Prospective Study
Copyright ©The Author(s) 2015. Published by Baishideng Publishing Group Inc. All rights reserved.
World J Gastrointest Surg. Oct 27, 2015; 7(10): 267-272
Published online Oct 27, 2015. doi: 10.4240/wjgs.v7.i10.267
Laparoscopic vs mini-incision open appendectomy
Fatih Çiftçi
Fatih Çiftçi, Vocational School of Health Services, Istanbul Gelisim University, Istanbul 34306, Turkey
Author contributions: Çiftçi F designed research; performed research; contributed to new reagents or analytic tools; analyzed data; wrote the paper; performed surgical operations.
Supported by General Surgery Department Safa Hospital, Istanbul, Turkey.
Institutional review board statement: The study was reviewed and approved by the Safa Hospital Institutional Review Board.
Informed consent statement: All study participants, or their legal guardian, provided informed written consent prior to study enrollment.
Conflict-of-interest statement: Çiftçi F hasn’t received fees for serving as a speaker, any of organisations. Çiftçi F hasn’t received research funding from any of organisations. Çiftçi F isn’t any employee of organisations.
Open-Access: This article is an open-access article which was selected by an in-house editor and fully peer-reviewed by external reviewers. It is distributed in accordance with the Creative Commons Attribution Non Commercial (CC BY-NC 4.0) license, which permits others to distribute, remix, adapt, build upon this work non-commercially, and license their derivative works on different terms, provided the original work is properly cited and the use is non-commercial. See:
Correspondence to: Fatih Çiftçi, MD, Assistant Professor, Vocational School of Health Services, Istanbul Gelisim University, Basaksehir Mah., Erciyes Sok. No 15, Daire 24, Basaksehir, Istanbul 34306, Turkey.
Telephone: +90-505-6164248 Fax: +90-212-4627056
Received: March 27, 2015
Peer-review started: March 28, 2015
First decision: April 24, 2015
Revised: May 10, 2015
Accepted: August 28, 2015
Article in press: September 7, 2015
Published online: October 27, 2015

AIM: To compare laparoscopic vs mini-incision open appendectomy in light of recent data at our centre.

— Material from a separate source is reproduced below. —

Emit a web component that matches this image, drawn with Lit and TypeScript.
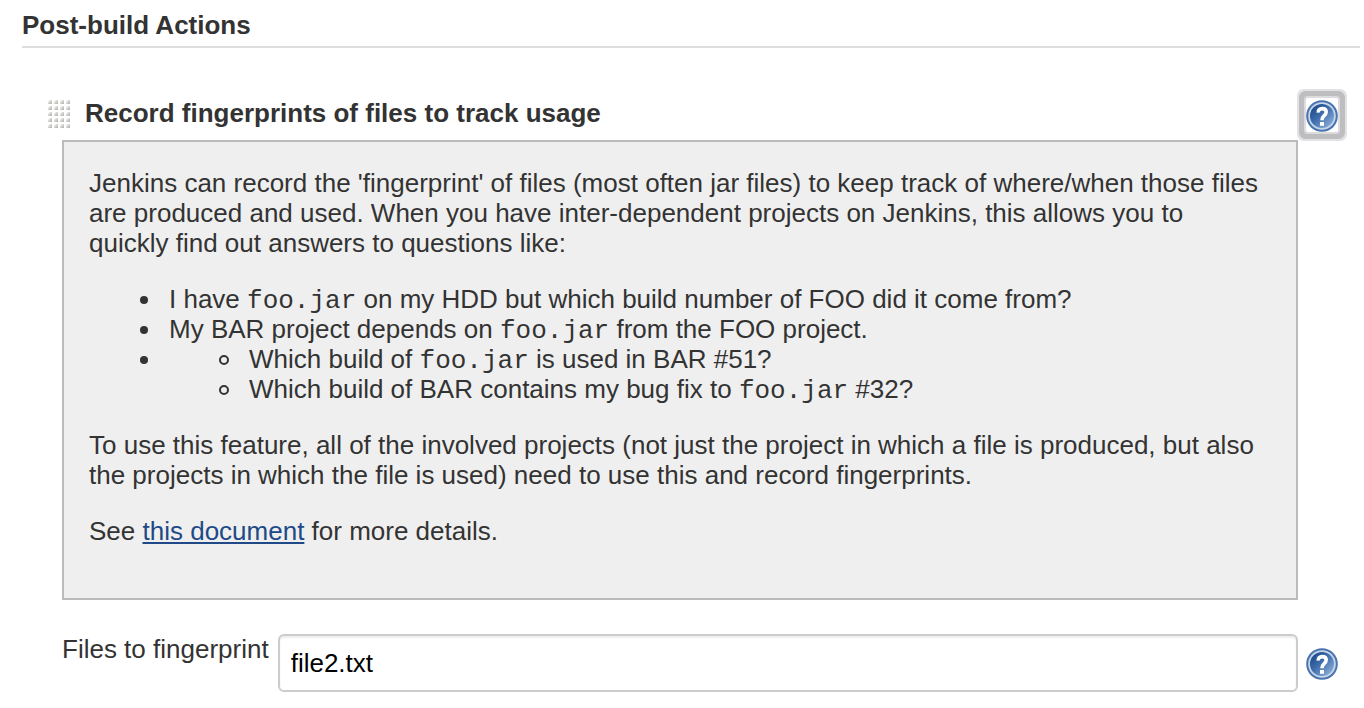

METHODS: The data of patients who underwent appendectomy between January 2011 and June 2013 were collected. The data included patients’ demographic data, procedure time, length of hospital stay, the need for pain medicine, postoperative visual analog scale of pain, and morbidities. Pregnant women and patients with previous lower abdominal surgery were excluded. Patients with surgery converted from laparoscopic appendectomy (LA) to mini-incision open appendectomy (MOA) were excluded. Patients were divided into two groups: LA and MOA done by the same surgeon. The patients were randomized into MOA and LA groups a computer-generated number. The diagnosis of acute appendicitis was made by the surgeon with physical examination, laboratory values, and radiological tests (abdominal ultrasound or computed tomography). All operations were performed with general anaesthesia. The postoperative vision analog scale score was recorded at postoperative hours 1, 6, 12, and 24. Patients were discharged when they tolerated normal food and passed gas and were followed up every week for three weeks as outpatients.

RESULTS: Of the 243 patients, 121 (49.9%) underwent MOA, while 122 (50.1%) had laparoscopic appendectomy. There were no significant differences in operation time between the two groups (P = 0.844), whereas the visual analog scale of pain was significantly higher in the open appendectomy group at the 1st hour (P = 0.001), 6th hour (P = 0.001), and 12th hour (P = 0.027). The need for analgesic medication was significantly higher in the MOA group (P = 0.001). There were no differences between the two groups in terms of morbidity rate (P = 0.599). The rate of total complications was similar between the two groups (6.5% in LA vs 7.4% in OA, P = 0.599). All wound infections were treated non-surgically. Six out of seven patients with pelvic abscess were successfully treated with percutaneous drainage; one patient required surgical drainage after a failed percutaneous drainage. There were no differences in the period of hospital stay, operation time, and postoperative complication rate between the two groups. Laparoscopic appendectomy decreases the need for analgesic medications and the visual analog scale of pain.

CONCLUSION: The laparoscopic appendectomy should be considered as a standard treatment for acute appendicitis. Mini-incision appendectomy is an alternative for a select group of patients.

Keywords: Appendicitis, Surgical wound infections, Laparoscopic surgical procedure, Abdominal abscess, Mini-incision open appendectomy

Core tip: Acute appendicitis is mostly encountered disease in a daily routine. Researchs regarding decreasing morbidity and mortality are still needed, although it is very well known. Hospital stay, operation time, postoperative complication rates are important for the management of acute appendicitis. Therefore, we suggest that laparoscopic appendectomy should be accepted as a standard treatment for acute appendicitis. Mini-incision appendectomy is an alternative for a select group of patients.